Moi aussi, j’ai acheté des bitcoins. Le scepticisme est certes de rigueur, mais les monnaies numériques sont l’avenir de l’argent traditionnel. Et plus on en débat, mieux c’est.

Ces douze derniers mois, je suis devenu un suiveur obsessionnel du bitcoin. Cela a commencé après avoir lu le message initial de son inventeur, Satoshi Nakamoto. Une lecture fascinante s’il en est et une première prise de contact de ma part avec les crypto-monnaies. Ici à Boston, j’ai même mangé l’une ou l’autre fois avec Gavin Andresen, l’actuel chef de projet de bitcoin.

J’avais voulu acheter quelques bitcoins, lorsque la monnaie commença à m’intéresser, mais je ne l’ai finalement pas fait. Je le regrette à présent car sa valeur a grimpé de 13 dollars, il y a un an, à quelque 1.000 dollars à présent, ce qui représente une hausse de 4.000 pour cent. J’ai en fait acheté mes premiers bitcoins, il y a un mois, un peu à contrecoeur, mais avec l’idée que les gens avaient dû se montrer tout autant réservés, lorsque le premier papier-monnaie fit son apparition. J’ai acquis mes bitcoins, parce qu’il me semblait que la monnaie avait des chances de s’imposer un jour et que je voulais mieux comprendre le phénomène.

Le bitcoin est une monnaie purement numérique. L’on ne connaît rien sur l’identité de Satoshi et personne ne sait donc s’il a réellement inventé le bitcoin, une monnaie non couverte par l’or. Cela ressemble plutôt à une version numérique de l’or. Fascinant. Le coeur du système bitcoin est un ‘public log’ (journal public) mondial qui s’appelle ‘blockchain’. Cette banque de données tient à jour toutes les transactions passées entre les clients bitcoin. Un utilisateur envoie des bitcoins à un autre utilisateur en réalisant une transaction et en la faisant suivre au blockchain. Le blockchain n’est pas géré de manière centralisée, comme une banque centrale, mais par un réseau (distribué) d’ordinateurs, appelés ‘miners’. Tout un chacun peut être un miner. Les miners enregistrent et vérifient collectivement toutes les transactions.

Banques

Bitcoin offre pas mal d’avantages en comparaison avec les banques traditionnelles. Payer avec des bitcoins peut se faire chaque jour de la semaine, à chaque moment de la journée et partout au monde. Cela coûte nettement moins et cela prend beaucoup moins de temps qu’avec les banques. Il est question de cents au lieu de dollars et de minutes au lieu d’heures. Les bitcoins ne peuvent être falsifiés, ce qui est le cas du papier-monnaie. Et contrairement à l’or, son arrivage peut être parfaitement contrôlé. Les bitcoins sont aussi immunisés contre l’inflation: les autorités ne peuvent ici pas faire tourner la planche à billets pour amortir leurs dettes.

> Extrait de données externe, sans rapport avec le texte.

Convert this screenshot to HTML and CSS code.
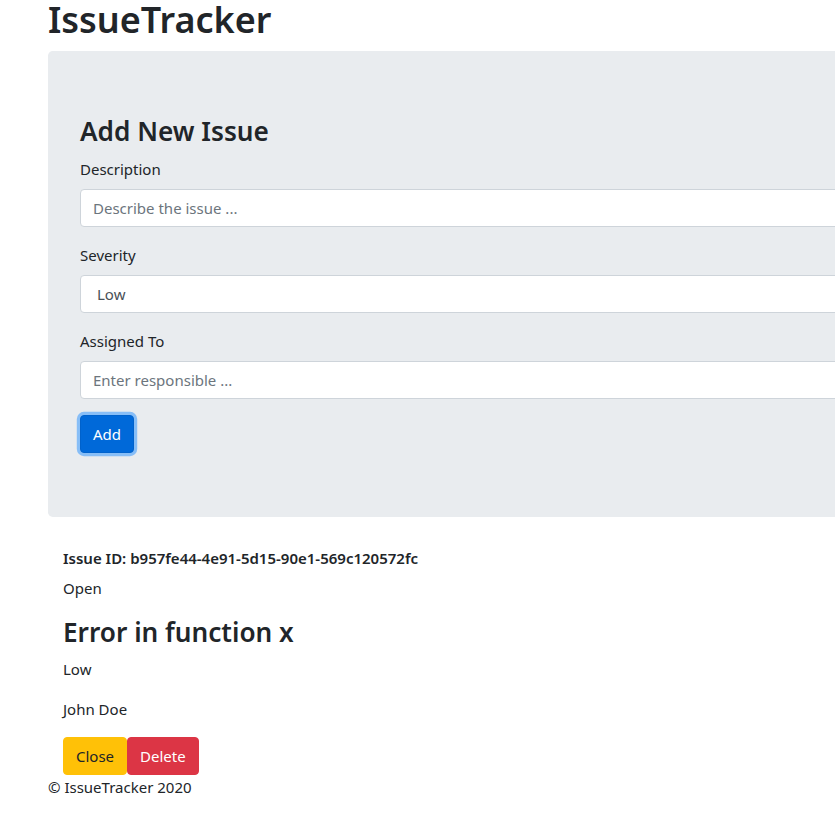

Le concept et l’architecture du bitcoin est à la fois une malédiction et une bénédiction. L’absence d’une autorité centrale pose question dans la mesure où les autorités aiment exercer un contrôle. Cela leur permet de combattre le blanchiment d’argent, l’évasion fiscale et d’autres délits. Au fur et à mesure que le bitcoin gagnera en popularité, les autorités se montreront peut-être plus réticentes et tenteront d’y mettre fin.

Les banques n’apprécient pas davantage le bitcoin. Le transfert d’argent est une part importante de leur activité: il n’y à la quasiment pas de risque, le coût est quasiment nul, mais cela leur rapporte des milliards de dollars. Dans un monde où les bitcoins seront généralement acceptés, leur rôle pourrait décliner.

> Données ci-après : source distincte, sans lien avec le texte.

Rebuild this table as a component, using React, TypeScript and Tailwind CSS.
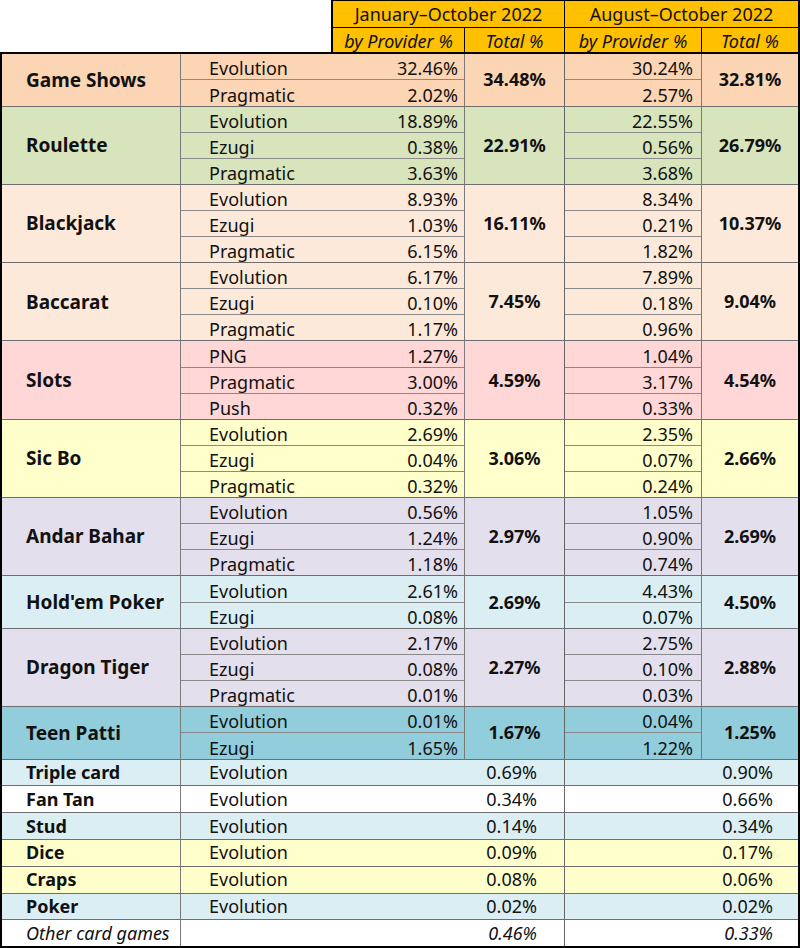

Le jury est indécis à propos de la question de savoir si le bitcoin est condamné à l’échec ou s’il donnera forme à l’avenir de la finance. D’aucuns prévoient que la valeur d’un seul bitcoin pourrait atteindre des centaines de milliers de dollars si la monnaie entre dans les moeurs. Je risque peut-être de perdre de l’argent, mais mon investissement peut tout aussi bien devenir une réussite. Pour moi, la pondération entre le risque à courir et ce que cela peut rapporter est un jeu qui en vaut la chandelle.

Sceptique

Cela ne signifie pas que je recommande d’acheter des bitcoins car je suis sceptique à propos de ses chances de succès. Je prévois que le bitcoin effectuera un parcours très cahoteux. S’il se plante, je serai déçu, mais je n’en perdrai pas la tête. J’ai déjà vendu pas mal de mes bitcoins et ai donc regagné mon investissement. Les bitcoins encore en ma possession, je les garde pour plus tard.

Le bitcoin est-il un cas de cupidité spéculative ou une idéologie cyber-libertaire utopique? Pourquoi les monnaies ne deviendraient-elles pas numériques dans un monde où la tendance à la numérisation s’accroît sans cesse? Avec les bitcoins, il est possible de stocker et de transporter de la valeur de manière plus rapide, plus économique et plus facile. Le système a été conçu pour résoudre les problèmes que connaissent les monnaies traditionnelles. Le bitcoin a au moins le mérite d’ouvrir le débat dans le monde entier et de secouer un marché bancaire en stagnation.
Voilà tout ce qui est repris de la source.